Appeal from circuit court, Cherokee county; JAMES AIKEN, Judge.

This action was brought by Robert Faulkner, an infant, suing by his next friend, against W. G. Browder, as the administrator of the estate of David Browder, deceased, and was commenced on the twenty-first of August, 1880. Said David Browder deceased, was a surety on the official bond of James Bradford and H. J. Faulkner, as executors of the last will and testament of F. B. Faulkner, deceased, who was the plaintiff's father; which bond was dated the seventeenth of September, 1866, and conditioned as by law required. The action was brought to recover the amount due to the plaintiff as his distributive share of his father's estate, as ascertained by a decree of the probate court rendered on the twenty-seventh of April, 1876, on final settlement of the accounts and vouchers of said James Bradford as executor. The decree rendered on that day, as offered in evidence on the trial, or the material part of it, was in these words "To L. L. Cochran, guardian ad litem for the minor heirs of said estate, to-wit, Mary J., Henry, Frank Ida, John, and Robert Faulkner, the court decrees the sum of $686.13, in full of their distributive share, and against said James Bradford; for which let execution issue." The defendant objected to the admission of this decree as evidence, "because it is not a final decree as to said minor heirs, there being no decree of distribution;" and he excepted to the overruling of his objection. The plaintiff then offered in evidence a decree rendered by said probate court on the fourteenth of September, 1885, amending the former decree nunc pro tunc, so as to render a separate decree in favor of each of the minor distributees for $114.35, as his distributive share of the estate; and this was the amount claimed in the present action. To the admission of this amended decree as evidence the defendant objected, because it was rendered without notice to said James Bradford; and he expected to the overruling of his objection. These rulings on the evidence, with other matters, are now assigned as error.
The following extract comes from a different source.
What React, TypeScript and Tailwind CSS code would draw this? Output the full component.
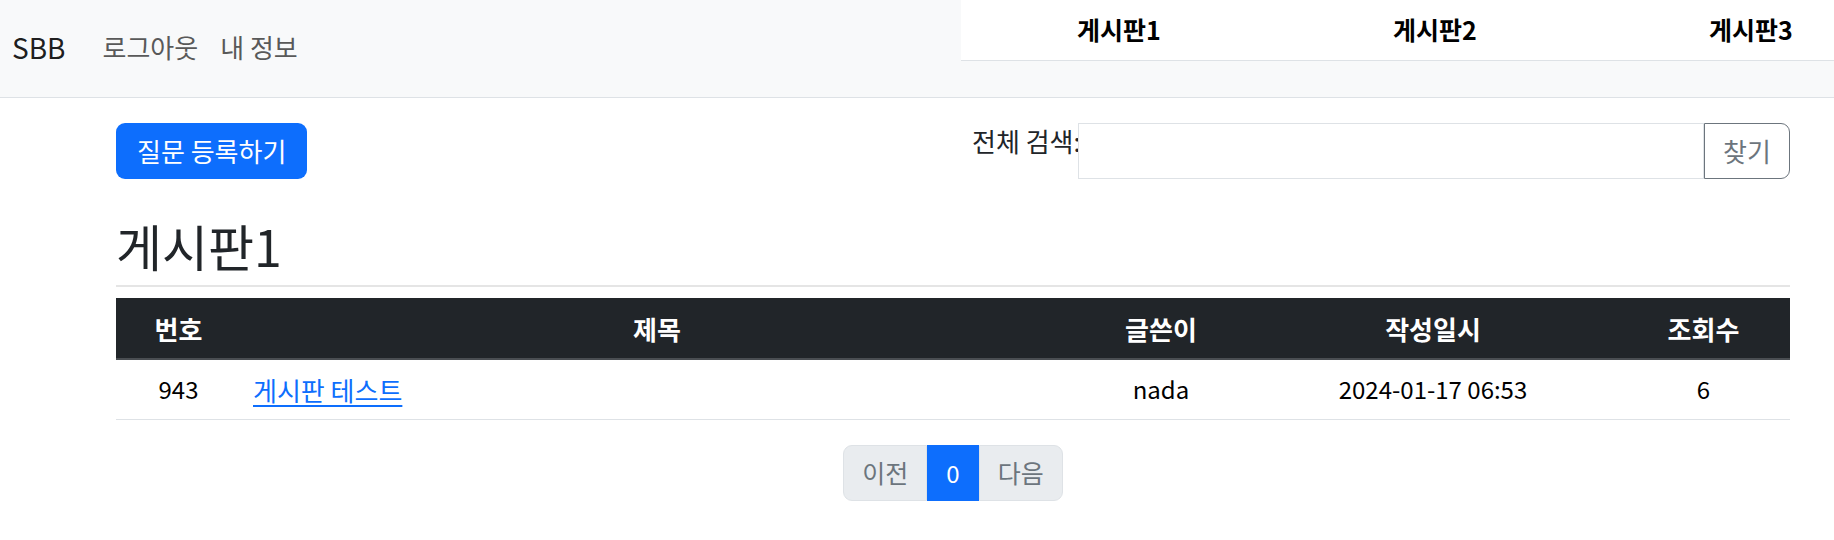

J. L. Burnett, for appellant.

Carden, Matthews & Daniel, contra.

CLOPTON J.

The powers of courts to amend judgments after the close of the term extends to all omissions to enter the judgments pronounced by the court, and to clerical errors in the form of the entry; whether by introducing a fact which ought to appear on the record, or by striking out a statement of a fact improperly introduced, and when the record affords sufficient evidence. But when the defect consists in the failure of the court to render the proper judgment, or arises from a want of judicial action, the record cannot be corrected after the term has closed, the cause being no longer sub judice. The purpose of amendment is to make the judgment conform to what the court intended it should be, to set right the record and make it speak the truth, so that omissions or clerical errors shall not prejudice parties litigant. The power to amend nunc pro tunc is not revisory in its nature, and is not intended to correct judicial errors. Such amendments "ought never to be the means of modifying or enlarging the judgment, or the judgment record, so that it shall express something which the court did not pronounce, even although the proposed amendment embraces matter which ought clearly to have been pronounced." However erroneous, the express judgment of the court cannot be corrected at a subsequent term. Whorley v. Railroad Co., 72 Ala. 20; Emerson v. Head, 81 Ala. 443, 1 South. Rep. 197; Freem. Judgm. § 70. Section 702 of the Code, which...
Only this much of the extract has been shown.